Media workloads performance may suffer because of the cost associated with managing of GPGPU EUs slices which are not required for the workloads (media workloads may use no more than certain number of EUs at the same time due to wave front limitation). Usually the rule is: lower stream resolution, lower number of EUs slices is needed. According to experiments, performance may be 5-20% lower from the optimal operating point. This under performance is one of the key factors why in certain use cases SKL is slower than BDW assuming all other system settings except EU aligned.
Here is a link to the feature request to provide an API on the UMD level to permit user to control number of slices selections to potentially benefit the performance: https://github.com/01org/intel-vaapi-driver/issues/152
Here are links to the RFC i915 drm-tip patches to enable static slice shutdown for BDW and SKL:
* https://patchwork.kernel.org/patch/9670509/ [RFC,2/2] drm/i915/bdw: permit make_rpcs execution on BDW to enable slice shutdown
* https://patchwork.kernel.org/patch/9670507/ [RFC,1/2] drm/i915/skl: add slice shutdown debugfs interface
These patches can be used to demonstrate influence of EUs slice numbers on the media workloads. Refer to https://github.com/01org/intel-vaapi-driver/issues/152 for the reproducing details.
Hmm, since the slice/eu masks are stored in the context, is userspace unable to adjustment via LRI? If it can, job done. If not, then we need a context param to allow unprivileged adjustment for the users own contexts.
Is it a good recommendation for all non-GPGPU workloads to set subslice_mask = 0?
Userspace could adjust it via LRI, if only i915 whitelists GEN8_R_PWR_CLK_STATE (this configuration from userspace via LRI is the preferred way for newer platforms, and I was suggesting Dmitry the same thing could be done from BDW onwards).
Just letting you know that letting userspace directly change this configuration through LRI might corrupt the data coming from the OA unit.

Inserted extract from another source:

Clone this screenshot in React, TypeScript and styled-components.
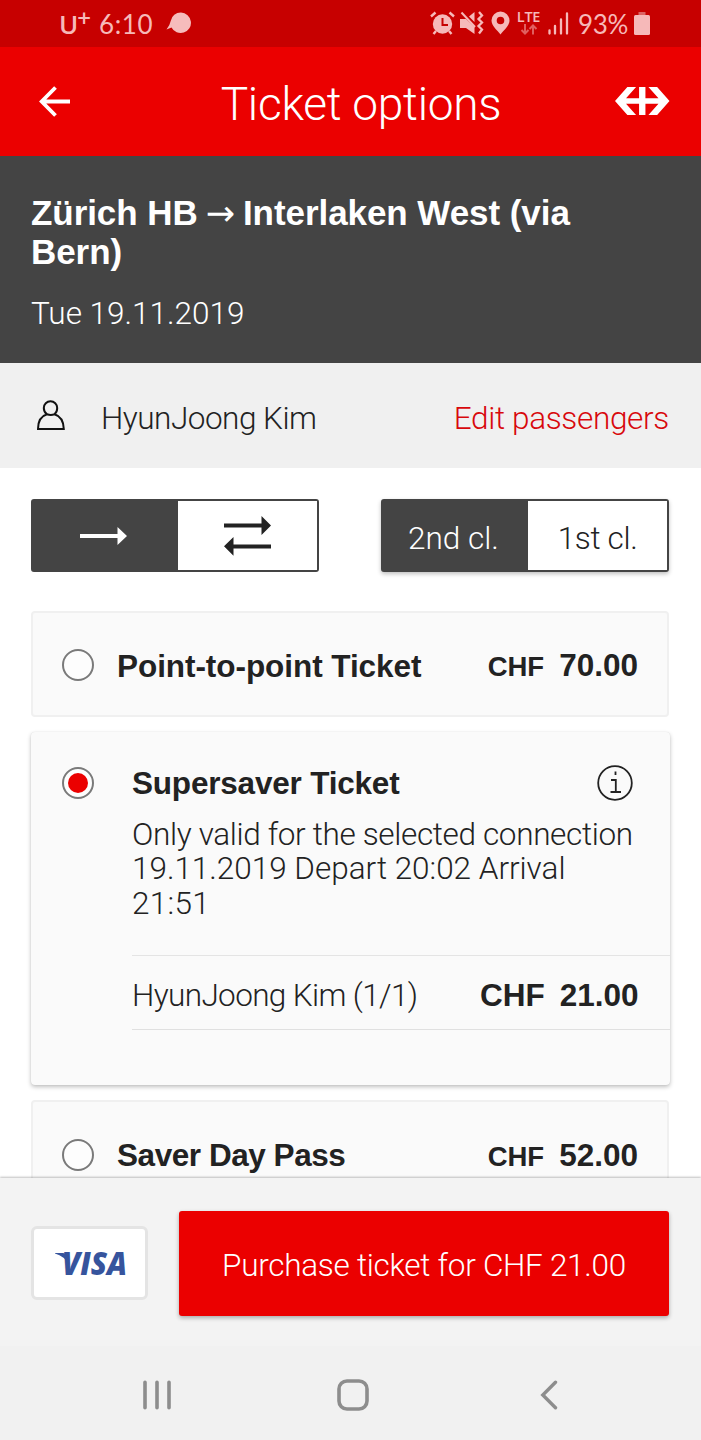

I think Chris' patchset to set the userspace control this through a context ioctl is the best solution. That way we can do something sensible in the kernel when the OA unit is enabled.
(In reply to Lionel Landwerlin from comment #4)
> Just letting you know that letting userspace directly change this
> configuration through LRI might corrupt the data coming from the OA unit.
> I think Chris' patchset to set the userspace control this through a context
> ioctl is the best solution. That way we can do something sensible in the
> kernel when the OA unit is enabled.
Good afternoon, is the problem still present or the patchset fixed it??
With inline GEN8_R_PWR_CLK_STATE programming we are getting reset of per-slice registers including MOCS, this can lead to functional and performance regressions. From the other hand with the i915 KMD level programming we can reprogram the state we lost. Thus, we probably will follow with the KMD level slice programming. Here are the related patches:
* https://patchwork.freedesktop.org/series/29715/ - patch series to enable slice programming for Gen8+ (most recent respin)
* https://patchwork.freedesktop.org/series/29564/ - patch series to fix conflict with OA NOA programming
And slice programming IGT test: https://patchwork.freedesktop.org/patch/174839/
First of all. Sorry about spam.
This is mass update for our bugs.
Sorry if you feel this annoying but with this trying to understand if bug still valid or not.
If bug investigation still in progress, please ignore this and I apologize!
If you think this is not anymore valid, please comment to the bug that can be closed.
If you haven't tested with our latest pre-upstream tree(drm-tip), can you do that also to see if issue is valid there still and if you cannot see issue there, please comment to the bug.
Dmitry, Chris, is this still valid issue?
Yes, it is still valid.
Is media stack still interested in having this for performance reasons? Are there patches available against some userspace component?